Computerized Job Evaluations

The use of job evaluation methods, especially when the procedure takes place in a large company, often takes many resources and much time. Thanks to modern technologies, analysts managed to simplify processes and reduce them in time using computerized job evaluations. Dessler (2020) notes their two main components – the structural questionnaire and the use of the statistical model. Such systems automatically assess jobs, saving employee effort and providing reliable data.


Thus, job evaluation is a necessary procedure for determining the value of jobs in an organization. It affects the level of salary, which the employees receive for the performance of their duties. Evaluation is necessary because a decent and competitive level of payment attracts talented employees, which helps develop the company. At the same time, the evaluation allows the wage to remain fair compared to other employees and not cause losses to the company. Approaches to job comparisons differ: specialists can choose which position is more critical or evaluate compensable factors – the essential elements of work as responsibility or skill.
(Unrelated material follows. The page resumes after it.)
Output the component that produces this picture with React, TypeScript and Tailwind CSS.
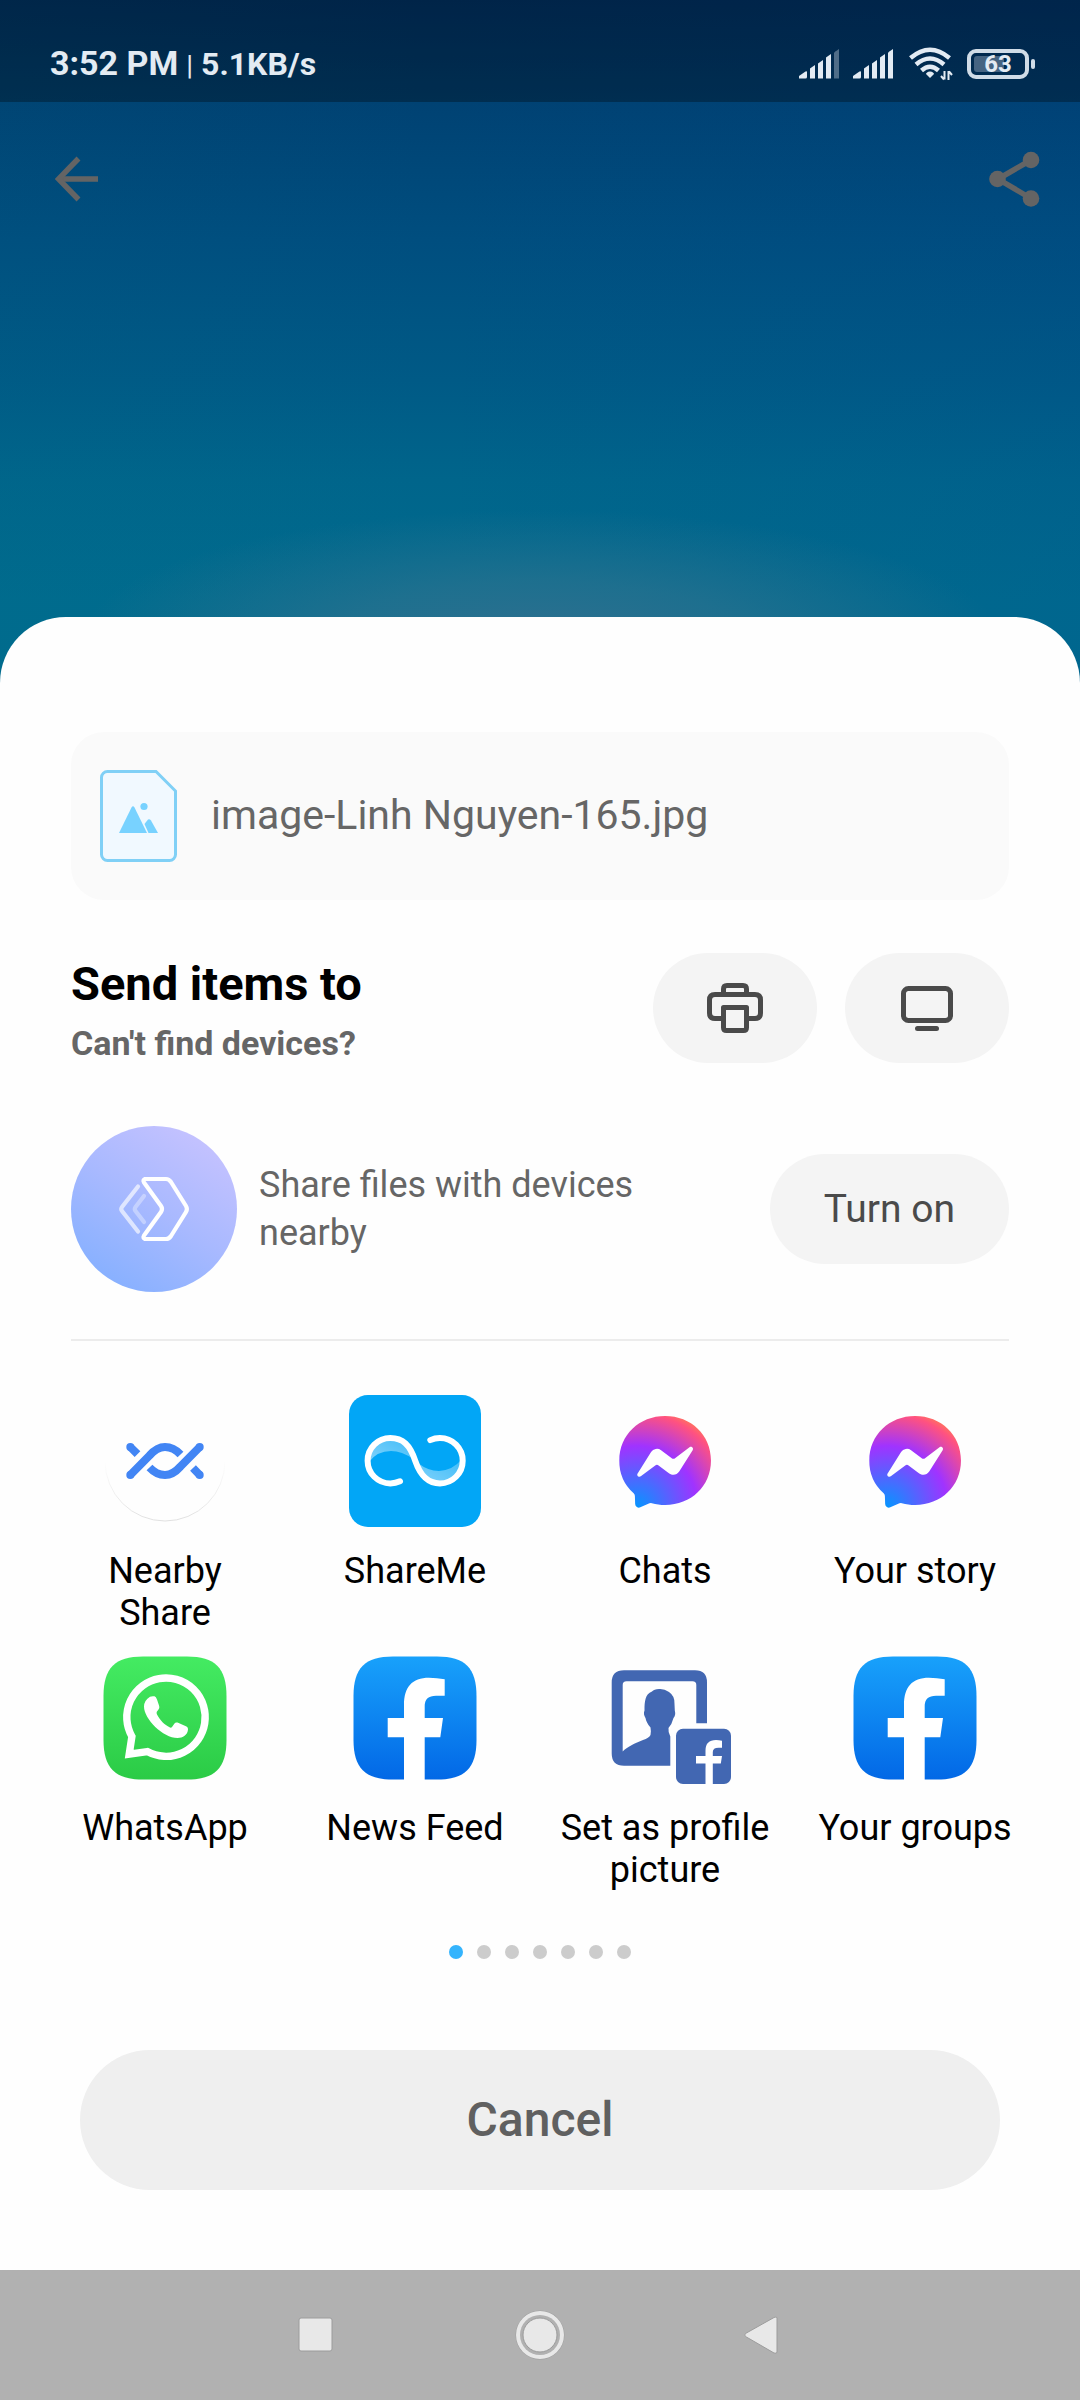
import type { ReactNode } from "react";

function SignalIcon({ weak = false }: { weak?: boolean }) {
  return (
    <svg width="40" height="30" viewBox="0 0 40 30" fill="#e3ebf3" aria-hidden="true">
      <path d="M0 29.5V27L6.500 22.5Q8 21.8 8 23V28Q8 29.5 6.5 29.5Z" />
      <path d="M11 19.5L16 16V29.5H11Z" />
      <path d="M19 14.5L24 11V29.5H19Z" />
      <path d="M27 8.5L32 5V29.5H27Z" />
      <path d="M35 4Q35 3 40 0V29.5H35Z" opacity={weak ? 0.35 : 1} />
    </svg>
  );
}

function WifiIcon() {
  return (
    <svg width="44" height="34" viewBox="0 0 44 34" fill="none" stroke="#e3ebf3" strokeWidth="4.5" aria-hidden="true">
      <path d="M1.5 11Q21 -5.5 40.5 11" />
      <path d="M7 17.5Q21 5.5 35 17.5" />
      <path d="M12.5 23.5Q21 16 29.5 23.5" />
      <path d="M21 24.5C23.5 24.5 25 26 25 27L21 31L17 27C17 26 18.5 24.5 21 24.5Z" fill="#e3ebf3" stroke="none" />
      <path d="M35.5 24V32.5M39.5 33V24M32 29L35 32.5M43 28L40 24.5" strokeWidth="2" />
    </svg>
  );
}

function StatusBar() {
  return (
    <div className="flex h-[102px] items-center justify-between bg-black/30 pt-11 pr-[45px] pb-[18px] pl-[50px] font-bold text-[#e3ebf3]">
      <div className="flex items-baseline gap-2">
        <span className="text-[34px] leading-10">3:52 PM</span>
        <span className="text-[28px] leading-10 font-normal">|</span>
        <span className="text-[32px] leading-10">5.1KB/s</span>
      </div>
      <div className="flex items-center">
        <SignalIcon weak />
        <span className="w-3.5" />
        <SignalIcon />
        <span className="w-4" />
        <WifiIcon />
        <span className="w-3.5" />
        <div className="relative flex h-[30px] w-[62px] items-center justify-center rounded-[9px] border-4 border-[#d0dce7]">
          <span className="absolute top-[3px] left-[3px] h-4 w-[30px] rounded-[3px] bg-[#456482]" />
          <span className="relative text-[24px] leading-6 font-bold">63</span>
        </div>
        <span className="ml-0.5 h-[10px] w-1 rounded-sm bg-[#d0dce7]" />
      </div>
    </div>
  );
}

function PreviewHeader() {
  return (
    <div className="flex h-[515px] items-start justify-between pt-[49px] pr-10 pl-[55px]">
      <button type="button" aria-label="Back">
        <svg width="44" height="56" viewBox="0 0 44 56" fill="none" stroke="#646464" strokeWidth="5.5" aria-hidden="true">
          <path d="M3 28H43" />
          <path d="M23.5 7.5L3.5 28L23.5 48.5" />
        </svg>
      </button>
      <button type="button" aria-label="Share">
        <svg width="51" height="56" viewBox="0 0 51 56" fill="#646464" aria-hidden="true">
          <path d="M42 9L9 28L42 47.5" fill="none" stroke="#646464" strokeWidth="5.5" />
          <circle cx="42" cy="9" r="8.3" />
          <circle cx="8.5" cy="28" r="8.3" />
          <circle cx="42" cy="47.5" r="8.3" />
        </svg>
      </button>
    </div>
  );
}

function ImageFileIcon() {
  return (
    <svg width="77" height="92" viewBox="0 0 77 92" aria-hidden="true">
      <path
        d="M7.5 1.5H56L75.5 21V84.5A6 6 0 0 1 69.5 90.5H7.5A6 6 0 0 1 1.5 84.5V7.5A6 6 0 0 1 7.5 1.5Z"
        fill="#f1f9ff"
        stroke="#80d0f6"
        strokeWidth="3"
      />
      <path d="M19 63L31.5 37.5Q33 35 34.5 37.5L47 63Z" fill="#78d2ff" />
      <path d="M44.500 54L48 49.5Q49.5 48.5 51 50.5L58 63H48.5Z" fill="#78d2ff" />
      <circle cx="44" cy="36.5" r="3.6" fill="#78d2ff" />
    </svg>
  );
}

function PrinterIcon() {
  return (
    <svg width="56" height="50" viewBox="0 0 56 50" fill="none" stroke="#4a4a4a" strokeWidth="5" aria-hidden="true">
      <path d="M16.5 11V6Q16.5 2.5 20 2.5H36Q39.5 2.5 39.5 6V11" />
      <path d="M16 35.5H8Q2.5 35.5 2.5 30V17Q2.5 11.5 8 11.5H48Q53.5 11.5 53.5 17V30Q53.5 35.5 48 35.5H40" />
      <path d="M16.5 24.5H39.5V44.5Q39.5 47.5 36.5 47.5H19.5Q16.5 47.5 16.5 44.5Z" strokeLinejoin="round" />
    </svg>
  );
}

function ScreenIcon() {
  return (
    <svg width="52" height="45" viewBox="0 0 52 45" fill="none" stroke="#4a4a4a" strokeWidth="5" aria-hidden="true">
      <rect x="2.5" y="2.5" width="47" height="32" rx="5" />
      <path d="M16.5 42.5H35.5" strokeLinecap="round" />
    </svg>
  );
}

function DeviceShareIcon() {
  return (
    <svg width="166" height="166" viewBox="0 0 166 166" fill="none" className="shrink-0" aria-hidden="true">
      <defs>
        <linearGradient id="device" x1="0.2" y1="0.95" x2="0.8" y2="0.05">
          <stop offset="0" stopColor="#86b0ff" />
          <stop offset="0.5" stopColor="#a8b9ff" />
          <stop offset="1" stopColor="#c5c2ff" />
        </linearGradient>
      </defs>
      <circle cx="83" cy="83" r="83" fill="url(#device)" />
      <g stroke="#fff" strokeWidth="4.2" strokeLinecap="round" strokeLinejoin="round">
        <path d="M74 53H95Q98 53 100 56L115 80Q116.8 83 115 86L100 110Q98 113 95 113H74Q71.5 112 73 109.5L90 86Q92 83 90 80L73 56.5Q71.5 54 74 53Z" />
        <path d="M67 60.5L51 81Q49.5 83 51 85L67 105.5" opacity="0.65" />
        <path d="M73 70L64.5 81Q63 83 64.5 85L73 96" opacity="0.35" />
      </g>
    </svg>
  );
}

const iconBox = { width: 132, height: 132, viewBox: "0 0 132 132", "aria-hidden": true } as const;

function NearbyShareLogo() {
  return (
    <svg {...iconBox} fill="none">
      <defs>
        <linearGradient id="rim" x1="0" y1="0" x2="0" y2="1">
          <stop offset="0.5" stopColor="#e4e4e4" stopOpacity="0" />
          <stop offset="1" stopColor="#e0e0e0" />
        </linearGradient>
      </defs>
      <circle cx="66" cy="66" r="60" stroke="url(#rim)" />
      <g stroke="#4285f4" strokeWidth="8">
        <path d="M31.3 52L38.5 59.2M94 73L100.7 80" />
        <path d="M31.3 80L50.5 60.5Q58 52 66 52Q74.5 52 81.5 59.5" />
        <path d="M50.5 72.5Q57.5 80 66 80Q74 80 81.5 71.5L100.7 52" />
      </g>
      <g fill="#4285f4">
        <circle cx="31.3" cy="52" r="4" />
        <circle cx="31.3" cy="80" r="4" />
        <circle cx="100.7" cy="52" r="4" />
        <circle cx="100.7" cy="80" r="4" />
      </g>
    </svg>
  );
}

function ShareMeLogo() {
  return (
    <svg {...iconBox} fill="none">
      <defs>
        <linearGradient id="wave" x1="0" y1="1" x2="1" y2="0">
          <stop offset="0" stopColor="#fff" stopOpacity="0.5" />
          <stop offset="1" stopColor="#fff" stopOpacity="0.25" />
        </linearGradient>
      </defs>
      <rect width="132" height="132" rx="19" fill="#02a6f6" />
      <path d="M20 67A22.7 22.7 0 0 1 41.3 43C54 43 60 51 64 64Q53 56 42 56Q28 56 20 67Z" fill="url(#wave)" />
      <path d="M112 65A22.7 22.7 0 0 1 91 88.4C79 88.4 73 81 69 68Q79 76 90 76Q104 75 112 65Z" fill="url(#wave)" />
      <path
        d="M51 86.3A22.7 22.7 0 0 1 41.3 88.4A22.7 22.7 0 0 1 41.3 43C54 43 61 50 66.2 65.7C71.5 81 79 88.4 91 88.4A22.7 22.7 0 0 0 91 43A22.7 22.7 0 0 0 81.3 45.1"
        stroke="#fff"
        strokeWidth="6"
        strokeLinecap="round"
      />
    </svg>
  );
}

function MessengerLogo() {
  return (
    <svg {...iconBox}>
      <defs>
        <radialGradient id="messenger" cx="0.19" cy="0.99" r="1.09">
          <stop offset="0" stopColor="#0695ff" />
          <stop offset="0.61" stopColor="#a033ff" />
          <stop offset="0.935" stopColor="#ff5280" />
          <stop offset="1" stopColor="#ff7061" />
        </radialGradient>
      </defs>
      <g transform="translate(20.3 21) scale(3.82)">
        <path
          fill="url(#messenger)"
          d="M.001 11.639C.001 4.95 5.241 0 12.001 0S24 4.95 24 11.639c0 6.689-5.24 11.638-12 11.638-1.21 0-2.38-.16-3.47-.46a.96.96 0 0 0-.64.05l-2.39 1.05a.96.96 0 0 1-1.35-.85l-.07-2.14a.97.97 0 0 0-.32-.68A11.39 11.389 0 0 1 .002 11.64zm8.32-2.19l-3.52 5.6c-.35.53.32 1.139.82.75l3.79-2.87c.26-.2.6-.2.87 0l2.8 2.1c.84.63 2.04.4 2.6-.48l3.52-5.6c.35-.53-.32-1.13-.82-.75l-3.79 2.87c-.25.2-.6.2-.86 0l-2.8-2.1a1.8 1.8 0 0 0-2.61.48z"
        />
      </g>
    </svg>
  );
}

const roundedTile =
  "M44 4.5H88C116 4.5 127.5 16 127.5 44V88C127.5 116 116 127.5 88 127.5H44C16 127.5 4.5 116 4.5 88V44C4.5 16 16 4.5 44 4.5Z";

function WhatsAppLogo() {
  return (
    <svg {...iconBox} fill="none">
      <defs>
        <linearGradient id="whatsapp" x1="0" y1="0" x2="0" y2="1">
          <stop offset="0" stopColor="#44eb62" />
          <stop offset="1" stopColor="#2bcb46" />
        </linearGradient>
      </defs>
      <path d={roundedTile} fill="url(#whatsapp)" />
      <path d="M48.3 99.6L30.2 102.2L32.9 84.5A39.2 39.2 0 1 1 48.3 99.6Z" stroke="#fff" strokeWidth="7.4" />
      <path
        d="M51 44.8Q53 43.8 55.5 44.3Q57 44.8 58 47.5L60.2 54Q60.8 56 59.5 57.5L57.8 59.8Q57.2 60.8 58 62.5C61.5 68.5 65 72.5 71 75.5Q72.3 76 73 75L75.5 71.5Q76.5 70 78.5 70.6L87.5 74.5Q89.3 75.5 89 77.5C88.5 83 84 86 78.5 86C64 86 45 67 45 54.5Q45.2 48.3 51 44.8Z"
        fill="#fff"
      />
    </svg>
  );
}

function FacebookLogo() {
  return (
    <svg {...iconBox}>
      <defs>
        <linearGradient id="facebook" x1="0" y1="0" x2="0" y2="1">
          <stop offset="0" stopColor="#18a1fb" />
          <stop offset="1" stopColor="#0268e6" />
        </linearGradient>
      </defs>
      <path d={roundedTile} fill="url(#facebook)" />
      <path
        d="M55 128V85.3H38.7V66H55V53C55 35 63 25.7 80 25.7Q88 25.7 95.7 27.3V43.7H87Q75.7 43.7 75.7 54V66H94L91.3 85.3H75.7V128Z"
        fill="#fff"
      />
    </svg>
  );
}

function ProfilePictureLogo() {
  return (
    <svg {...iconBox} fill="#4267b2">
      <path d="M25 18.3H96Q108 18.3 108 30.5V71.3H97.3V33Q97.3 29.3 93.5 29.3H27.5Q23.7 29.3 23.7 33V99.5C28 95 36 91 44 88Q50 86 51.500 83C52 80.5 52 78 51.5 75.5C48.5 72 47 69 46.500 66Q44 62 45.500 58.5C45.500 50 46 42 53 39.500Q55 37 60 37Q65 36.500 70 40Q76 44 75.5 52L75.8 58.5Q77 63 74.5 66Q73 72 69.5 76Q69 80 71.3 84.5V113.7H25Q12.7 113.7 12.7 101.5V30.5Q12.7 18.3 25 18.3Z" />
      <rect x="77" y="76.7" width="55" height="55.3" rx="7" />
      <path
        d="M106.5 132V111.500H97V104H106.5V98.5Q106.5 88 117 88Q120 88 123 88.7V95.7H119.5Q113.8 95.7 113.8 100V104H123L121.8 111.5H113.8V132Z"
        fill="#fff"
      />
    </svg>
  );
}

const apps: { label: string; logo: ReactNode }[] = [
  { label: "Nearby Share", logo: <NearbyShareLogo /> },
  { label: "ShareMe", logo: <ShareMeLogo /> },
  { label: "Chats", logo: <MessengerLogo /> },
  { label: "Your story", logo: <MessengerLogo /> },
  { label: "WhatsApp", logo: <WhatsAppLogo /> },
  { label: "News Feed", logo: <FacebookLogo /> },
  { label: "Set as profile picture", logo: <ProfilePictureLogo /> },
  { label: "Your groups", logo: <FacebookLogo /> },
];

function PillButton({ label, children }: { label?: string; children: ReactNode }) {
  return (
    <button
      type="button"
      aria-label={label}
      className="flex h-[110px] min-w-[164px] shrink-0 items-center justify-center rounded-full bg-[#f4f4f4] px-[54px] text-[39px] text-[#4a4a4a]"
    >
      {children}
    </button>
  );
}

function ShareSheet() {
  return (
    <main className="flex grow flex-col rounded-t-[66px] bg-[#fefefe] px-10 pt-[115px] pb-20">
      <div className="mx-[31px] flex h-[168px] items-center gap-[34px] rounded-[33px] bg-[#fafafa] px-[29px]">
        <ImageFileIcon />
        <span className="text-[41px] text-[#666666]">image-Linh Nguyen-165.jpg</span>
      </div>

      <div className="mx-[31px] mt-[53px] flex items-end justify-between">
        <div className="flex flex-col items-start gap-3">
          <h1 className="text-[47px] leading-[54px] font-bold text-black">Send items to</h1>
          <a href="#devices" className="text-[34px] leading-10 font-bold text-[#666666]">
            Can't find devices?
          </a>
        </div>
        <div className="flex gap-7">
          <PillButton label="Print">
            <PrinterIcon />
          </PillButton>
          <PillButton label="Cast to screen">
            <ScreenIcon />
          </PillButton>
        </div>
      </div>

      <div className="mx-[31px] mt-[63px] flex items-center">
        <DeviceShareIcon />
        <p className="ml-[22px] max-w-[420px] grow text-[36px] leading-12 text-[#666666]">
          Share files with devices nearby
        </p>
        <span className="grow" />
        <PillButton>Turn on</PillButton>
      </div>

      <hr className="mx-[31px] mt-[47px] border-t-2 border-[#ececec]" />

      <ul className="mt-[54px] grid grid-cols-4 gap-y-[18px]">
        {apps.map((app) => (
          <li key={app.label} className="flex justify-center">
            <button type="button" className="flex min-h-[239px] flex-col items-center gap-[23px]">
              {app.logo}
              <span className="max-w-[212px] text-[36px] leading-[42px] text-black">{app.label}</span>
            </button>
          </li>
        ))}
      </ul>

      <div className="mt-[54px] flex justify-center gap-3.5">
        {[0, 1, 2, 3, 4, 5, 6].map((page) => (
          <span
            key={page}
            className={page === 0 ? "size-3.5 rounded-full bg-[#34b4fd]" : "size-3.5 rounded-full bg-[#cccccc]"}
          />
        ))}
      </div>

      <button
        type="button"
        className="mx-10 mt-[91px] h-[140px] rounded-full bg-[#efefef] text-[48px] font-medium text-[#606060]"
      >
        Cancel
      </button>
    </main>
  );
}

function NavigationBar() {
  return (
    <nav className="flex h-[130px] items-center justify-center gap-[175px] bg-[#b1b1b1]">
      <button type="button" aria-label="Recent apps">
        <svg width="50" height="50" viewBox="0 0 50 50" aria-hidden="true">
          <rect x="9" y="8" width="33" height="33" rx="2" fill="#e8e8e8" stroke="#9c9c9c" />
        </svg>
      </button>
      <button type="button" aria-label="Home">
        <svg width="50" height="50" viewBox="0 0 50 50" fill="none" aria-hidden="true">
          <circle cx="25" cy="25" r="24.5" fill="#9f9f9f" />
          <circle cx="25" cy="25" r="24" fill="#e8e8e8" />
          <circle cx="25" cy="25" r="20" fill="#b1b1b1" />
          <circle cx="25" cy="25" r="17" fill="#e8e8e8" stroke="#9c9c9c" />
        </svg>
      </button>
      <button type="button" aria-label="Back">
        <svg width="50" height="50" viewBox="0 0 50 50" aria-hidden="true">
          <path d="M5.5 23.5Q4 25 5.5 26.5L34 43Q37 44 37 42V8Q37 6 34 7.5Z" fill="#e8e8e8" stroke="#9c9c9c" />
        </svg>
      </button>
    </nav>
  );
}

export default function App() {
  return (
    <div className="flex min-h-screen flex-col bg-[radial-gradient(ellipse_460px_130px_at_50%_640px,#33708fe6,#2b728fb0_45%,#00678c00),linear-gradient(90deg,#00708010,#00408000_40%,#0040901c),linear-gradient(180deg,#003468,#004273_102px,#004e7f_240px,#005a86_380px,#00658b_480px,#006b8e_600px)] font-['Roboto',sans-serif]">
      <StatusBar />
      <PreviewHeader />
      <ShareSheet />
      <NavigationBar />
    </div>
  );
}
Analysts use different methods of job evaluation, which have their advantages and disadvantages. The simplest method – ranking – involves evaluating the whole work, sometimes based on one compensable factor. Following it, members of the evaluation committee set the job hierarchy from the most important to the least. Then they compare current salary levels with those represented on the market and, depending on the difference, regulate levels in their organizations. The job classification or grading method divides jobs into classes or grades, depending on the duties and compensable factors. Finally, the point method gives points for different degrees of compensable factors in the job duties, and the sum is the rating of works. Most methods are quite a time- and effort-consuming, so to save resources, companies use computer systems to conduct evaluations.


Dessler, G. (2020). Human resource management (16th ed.). Pearson.

Job evaluation methods. (n.d.). Business Jargon. Web.

Methods of job evaluation. (n.d.). MBA Knowledge Base. Web.